===== INFORMATION SHOWN =====

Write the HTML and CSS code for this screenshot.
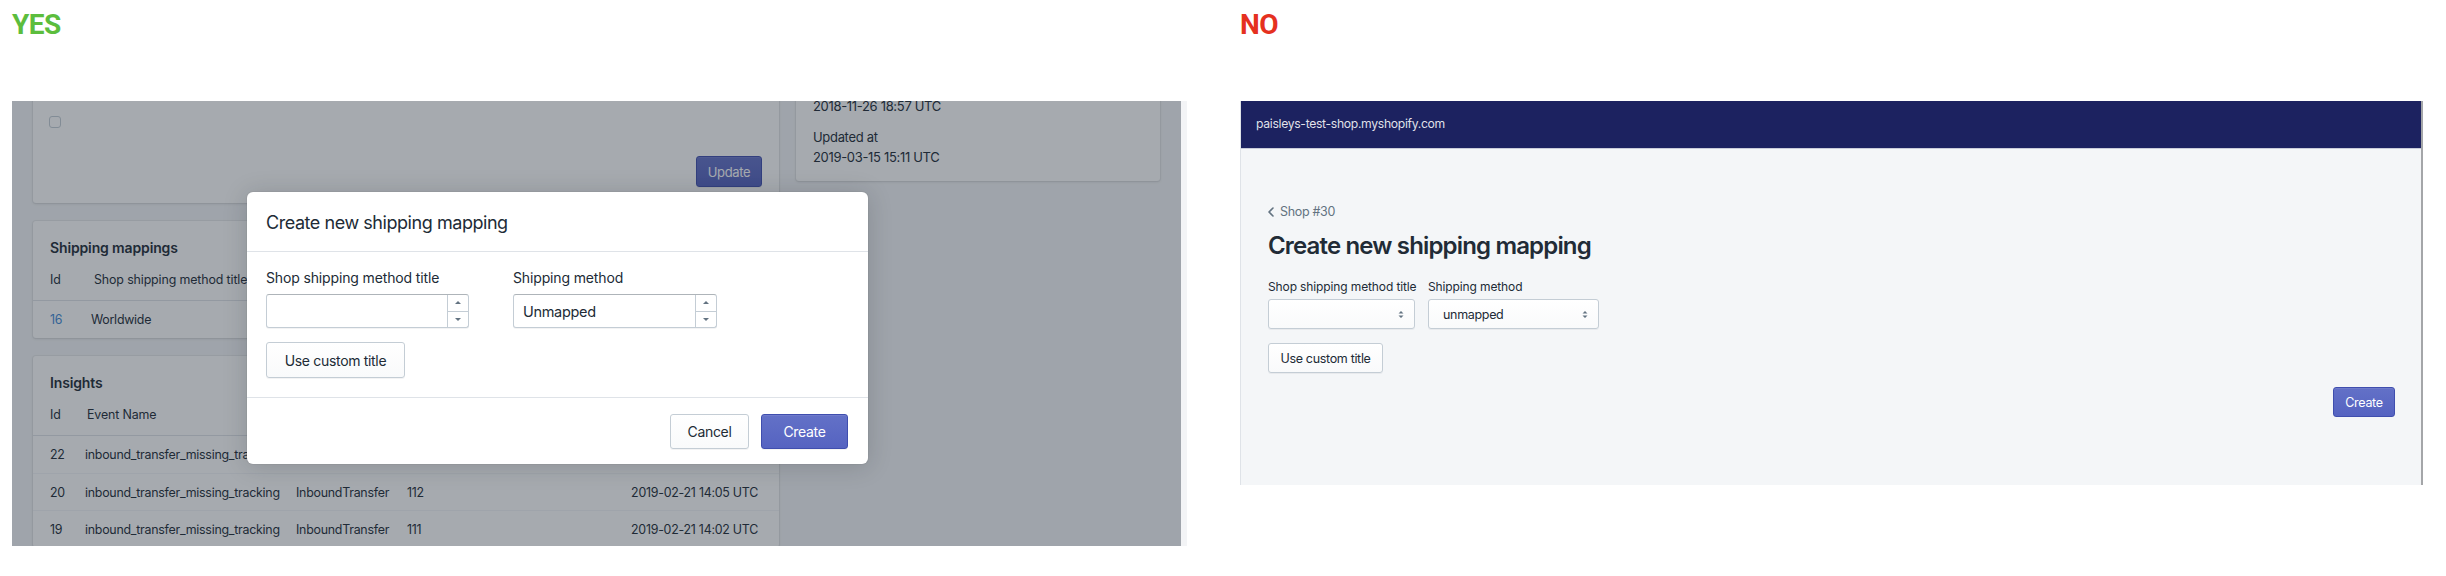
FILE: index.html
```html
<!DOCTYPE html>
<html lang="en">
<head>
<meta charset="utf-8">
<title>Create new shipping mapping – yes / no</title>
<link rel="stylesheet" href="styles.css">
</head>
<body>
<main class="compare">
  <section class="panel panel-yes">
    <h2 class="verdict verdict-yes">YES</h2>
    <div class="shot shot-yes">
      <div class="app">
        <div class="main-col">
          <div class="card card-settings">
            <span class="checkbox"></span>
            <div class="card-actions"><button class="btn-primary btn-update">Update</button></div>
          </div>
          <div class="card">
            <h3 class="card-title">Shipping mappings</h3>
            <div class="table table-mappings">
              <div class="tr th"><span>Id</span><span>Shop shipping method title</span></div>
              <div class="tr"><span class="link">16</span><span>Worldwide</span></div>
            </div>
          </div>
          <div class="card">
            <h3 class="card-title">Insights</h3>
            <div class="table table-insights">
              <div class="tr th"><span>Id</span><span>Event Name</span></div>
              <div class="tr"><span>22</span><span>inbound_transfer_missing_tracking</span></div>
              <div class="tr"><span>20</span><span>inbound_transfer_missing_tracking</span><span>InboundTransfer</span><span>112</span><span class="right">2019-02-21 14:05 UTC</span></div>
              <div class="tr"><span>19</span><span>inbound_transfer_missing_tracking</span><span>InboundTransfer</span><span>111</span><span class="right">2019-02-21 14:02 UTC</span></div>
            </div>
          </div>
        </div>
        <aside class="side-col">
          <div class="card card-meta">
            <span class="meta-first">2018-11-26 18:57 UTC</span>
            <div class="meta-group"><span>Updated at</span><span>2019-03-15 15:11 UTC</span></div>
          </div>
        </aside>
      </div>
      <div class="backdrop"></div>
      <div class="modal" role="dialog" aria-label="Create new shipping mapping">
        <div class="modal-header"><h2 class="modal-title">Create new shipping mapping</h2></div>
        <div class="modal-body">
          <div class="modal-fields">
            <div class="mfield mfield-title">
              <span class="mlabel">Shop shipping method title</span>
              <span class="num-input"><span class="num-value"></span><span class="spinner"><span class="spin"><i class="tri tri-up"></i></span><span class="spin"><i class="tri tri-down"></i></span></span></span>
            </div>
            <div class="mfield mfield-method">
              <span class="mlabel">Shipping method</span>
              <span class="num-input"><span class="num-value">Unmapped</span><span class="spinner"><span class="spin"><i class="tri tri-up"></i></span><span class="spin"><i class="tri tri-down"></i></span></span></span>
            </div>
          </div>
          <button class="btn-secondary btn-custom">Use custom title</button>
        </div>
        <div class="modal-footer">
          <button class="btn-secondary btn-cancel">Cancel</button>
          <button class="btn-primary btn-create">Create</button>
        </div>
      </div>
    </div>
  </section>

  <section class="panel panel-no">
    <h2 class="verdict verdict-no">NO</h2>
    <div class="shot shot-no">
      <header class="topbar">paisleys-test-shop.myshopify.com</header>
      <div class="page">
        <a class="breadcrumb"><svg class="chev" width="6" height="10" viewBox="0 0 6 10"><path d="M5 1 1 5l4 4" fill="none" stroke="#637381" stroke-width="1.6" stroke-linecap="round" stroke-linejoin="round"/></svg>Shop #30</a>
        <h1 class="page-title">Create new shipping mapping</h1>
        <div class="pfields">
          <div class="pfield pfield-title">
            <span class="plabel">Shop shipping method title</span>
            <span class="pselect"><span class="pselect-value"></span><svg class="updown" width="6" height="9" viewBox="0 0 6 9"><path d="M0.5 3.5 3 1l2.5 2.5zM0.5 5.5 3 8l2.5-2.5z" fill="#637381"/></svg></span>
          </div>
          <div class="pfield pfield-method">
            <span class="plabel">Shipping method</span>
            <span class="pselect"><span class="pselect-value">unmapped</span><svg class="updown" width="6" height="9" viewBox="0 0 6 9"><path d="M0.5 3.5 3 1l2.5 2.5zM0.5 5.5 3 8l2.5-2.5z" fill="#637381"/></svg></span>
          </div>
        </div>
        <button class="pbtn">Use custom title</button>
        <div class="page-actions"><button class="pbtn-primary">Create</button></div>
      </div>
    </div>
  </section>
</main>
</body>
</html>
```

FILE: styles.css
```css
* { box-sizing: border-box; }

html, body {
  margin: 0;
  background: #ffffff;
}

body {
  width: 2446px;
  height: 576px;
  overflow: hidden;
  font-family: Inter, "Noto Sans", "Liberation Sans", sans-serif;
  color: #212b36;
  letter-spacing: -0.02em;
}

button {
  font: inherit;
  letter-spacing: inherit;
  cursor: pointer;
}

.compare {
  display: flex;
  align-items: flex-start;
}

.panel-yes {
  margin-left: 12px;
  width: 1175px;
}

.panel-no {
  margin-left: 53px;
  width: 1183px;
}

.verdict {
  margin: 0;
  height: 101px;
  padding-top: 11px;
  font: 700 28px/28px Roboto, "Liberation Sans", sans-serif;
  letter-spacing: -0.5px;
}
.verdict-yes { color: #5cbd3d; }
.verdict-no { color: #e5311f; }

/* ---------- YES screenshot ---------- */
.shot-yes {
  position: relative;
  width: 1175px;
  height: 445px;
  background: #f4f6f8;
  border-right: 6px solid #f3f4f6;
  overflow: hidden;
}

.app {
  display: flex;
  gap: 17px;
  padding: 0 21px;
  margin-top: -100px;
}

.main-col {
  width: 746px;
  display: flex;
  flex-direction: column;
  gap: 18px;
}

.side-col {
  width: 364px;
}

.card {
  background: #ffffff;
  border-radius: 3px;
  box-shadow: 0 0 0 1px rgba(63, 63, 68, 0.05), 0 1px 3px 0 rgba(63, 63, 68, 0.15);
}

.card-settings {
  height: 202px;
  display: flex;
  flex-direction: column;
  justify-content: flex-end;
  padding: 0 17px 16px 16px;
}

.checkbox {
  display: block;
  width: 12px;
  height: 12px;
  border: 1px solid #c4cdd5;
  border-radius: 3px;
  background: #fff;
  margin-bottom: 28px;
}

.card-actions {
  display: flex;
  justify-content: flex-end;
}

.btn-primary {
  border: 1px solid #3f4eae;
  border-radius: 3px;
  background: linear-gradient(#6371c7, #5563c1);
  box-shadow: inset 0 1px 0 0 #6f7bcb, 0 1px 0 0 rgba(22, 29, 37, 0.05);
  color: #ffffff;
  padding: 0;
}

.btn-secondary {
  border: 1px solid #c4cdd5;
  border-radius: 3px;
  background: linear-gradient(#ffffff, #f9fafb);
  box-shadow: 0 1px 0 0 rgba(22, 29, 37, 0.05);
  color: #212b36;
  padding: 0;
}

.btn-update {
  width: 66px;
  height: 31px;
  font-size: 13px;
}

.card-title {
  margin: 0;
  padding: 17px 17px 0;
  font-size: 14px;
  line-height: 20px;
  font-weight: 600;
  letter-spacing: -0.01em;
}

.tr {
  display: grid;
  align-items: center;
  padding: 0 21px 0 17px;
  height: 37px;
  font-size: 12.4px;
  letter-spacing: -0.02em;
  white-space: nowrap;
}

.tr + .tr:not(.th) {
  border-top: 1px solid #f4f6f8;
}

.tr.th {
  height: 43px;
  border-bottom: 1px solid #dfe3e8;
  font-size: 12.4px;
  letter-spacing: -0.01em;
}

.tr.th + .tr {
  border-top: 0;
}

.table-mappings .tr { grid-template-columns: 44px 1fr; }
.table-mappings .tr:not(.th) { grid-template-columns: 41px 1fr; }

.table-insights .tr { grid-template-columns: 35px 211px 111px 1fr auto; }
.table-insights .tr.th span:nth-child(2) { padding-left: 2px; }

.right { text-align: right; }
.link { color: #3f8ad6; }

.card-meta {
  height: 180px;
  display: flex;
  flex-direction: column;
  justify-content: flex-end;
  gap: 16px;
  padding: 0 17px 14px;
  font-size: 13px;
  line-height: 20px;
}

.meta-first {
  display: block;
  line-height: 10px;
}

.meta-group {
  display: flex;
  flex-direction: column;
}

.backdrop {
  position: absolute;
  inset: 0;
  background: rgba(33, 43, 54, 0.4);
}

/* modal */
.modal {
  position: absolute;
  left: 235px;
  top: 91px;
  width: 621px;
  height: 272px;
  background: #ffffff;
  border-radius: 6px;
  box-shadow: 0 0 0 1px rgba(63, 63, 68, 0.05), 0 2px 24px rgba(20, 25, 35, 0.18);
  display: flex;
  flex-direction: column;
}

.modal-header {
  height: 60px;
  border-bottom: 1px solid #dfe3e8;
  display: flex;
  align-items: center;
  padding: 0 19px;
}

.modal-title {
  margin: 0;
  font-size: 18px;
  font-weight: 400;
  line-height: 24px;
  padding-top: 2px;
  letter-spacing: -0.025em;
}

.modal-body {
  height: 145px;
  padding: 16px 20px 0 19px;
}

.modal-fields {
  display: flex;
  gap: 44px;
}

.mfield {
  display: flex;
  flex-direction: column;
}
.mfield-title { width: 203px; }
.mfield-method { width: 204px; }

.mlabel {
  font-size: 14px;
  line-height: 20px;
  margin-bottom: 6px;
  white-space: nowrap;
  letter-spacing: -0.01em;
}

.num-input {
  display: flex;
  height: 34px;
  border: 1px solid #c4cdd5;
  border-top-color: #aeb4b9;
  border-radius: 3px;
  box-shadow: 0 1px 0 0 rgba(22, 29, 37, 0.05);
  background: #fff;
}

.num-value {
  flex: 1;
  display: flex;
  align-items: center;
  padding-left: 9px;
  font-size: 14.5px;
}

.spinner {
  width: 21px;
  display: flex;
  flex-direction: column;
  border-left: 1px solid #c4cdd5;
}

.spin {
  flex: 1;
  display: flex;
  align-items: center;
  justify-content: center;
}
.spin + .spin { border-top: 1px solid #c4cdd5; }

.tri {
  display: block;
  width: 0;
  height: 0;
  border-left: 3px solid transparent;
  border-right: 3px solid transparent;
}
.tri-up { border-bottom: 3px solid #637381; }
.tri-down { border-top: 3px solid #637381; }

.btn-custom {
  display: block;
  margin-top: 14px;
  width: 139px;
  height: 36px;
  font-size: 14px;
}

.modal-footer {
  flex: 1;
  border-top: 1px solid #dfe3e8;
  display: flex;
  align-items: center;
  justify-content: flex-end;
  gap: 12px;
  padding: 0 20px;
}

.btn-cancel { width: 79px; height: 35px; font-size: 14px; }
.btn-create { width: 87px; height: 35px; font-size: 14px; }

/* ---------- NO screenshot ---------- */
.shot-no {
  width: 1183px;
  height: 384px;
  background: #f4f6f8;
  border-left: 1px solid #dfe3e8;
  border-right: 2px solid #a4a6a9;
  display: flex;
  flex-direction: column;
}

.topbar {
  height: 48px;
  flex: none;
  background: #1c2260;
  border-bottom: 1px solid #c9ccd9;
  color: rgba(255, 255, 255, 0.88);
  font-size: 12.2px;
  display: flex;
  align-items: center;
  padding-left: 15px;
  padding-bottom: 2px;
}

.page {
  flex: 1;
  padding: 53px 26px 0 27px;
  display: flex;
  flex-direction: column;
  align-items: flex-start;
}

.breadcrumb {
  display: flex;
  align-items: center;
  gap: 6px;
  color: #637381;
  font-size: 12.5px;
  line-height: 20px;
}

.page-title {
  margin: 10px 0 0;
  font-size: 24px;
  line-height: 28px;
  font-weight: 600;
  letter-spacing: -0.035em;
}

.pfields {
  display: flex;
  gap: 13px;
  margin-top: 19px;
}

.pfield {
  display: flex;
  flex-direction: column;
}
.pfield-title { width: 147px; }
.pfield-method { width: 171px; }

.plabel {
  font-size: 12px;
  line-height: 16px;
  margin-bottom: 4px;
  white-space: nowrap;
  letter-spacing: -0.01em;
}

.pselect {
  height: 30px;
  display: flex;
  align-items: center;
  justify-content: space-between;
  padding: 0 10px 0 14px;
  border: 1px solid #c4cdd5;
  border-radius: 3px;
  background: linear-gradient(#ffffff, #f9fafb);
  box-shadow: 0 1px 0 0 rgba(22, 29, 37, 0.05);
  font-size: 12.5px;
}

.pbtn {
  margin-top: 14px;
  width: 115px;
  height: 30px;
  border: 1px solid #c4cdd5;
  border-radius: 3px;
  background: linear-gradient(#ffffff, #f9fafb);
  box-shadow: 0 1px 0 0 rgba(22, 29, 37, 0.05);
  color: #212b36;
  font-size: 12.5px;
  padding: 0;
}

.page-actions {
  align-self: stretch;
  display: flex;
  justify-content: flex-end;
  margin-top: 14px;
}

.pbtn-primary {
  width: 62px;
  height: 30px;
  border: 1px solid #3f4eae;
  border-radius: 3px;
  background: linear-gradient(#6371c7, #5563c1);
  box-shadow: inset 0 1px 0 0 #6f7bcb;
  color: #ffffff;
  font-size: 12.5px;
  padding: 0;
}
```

=====

DIRECTIVE:
Your answer should be a single number: the count of lines containing the word "screenshot".

EXERCISE SOLUTION:
3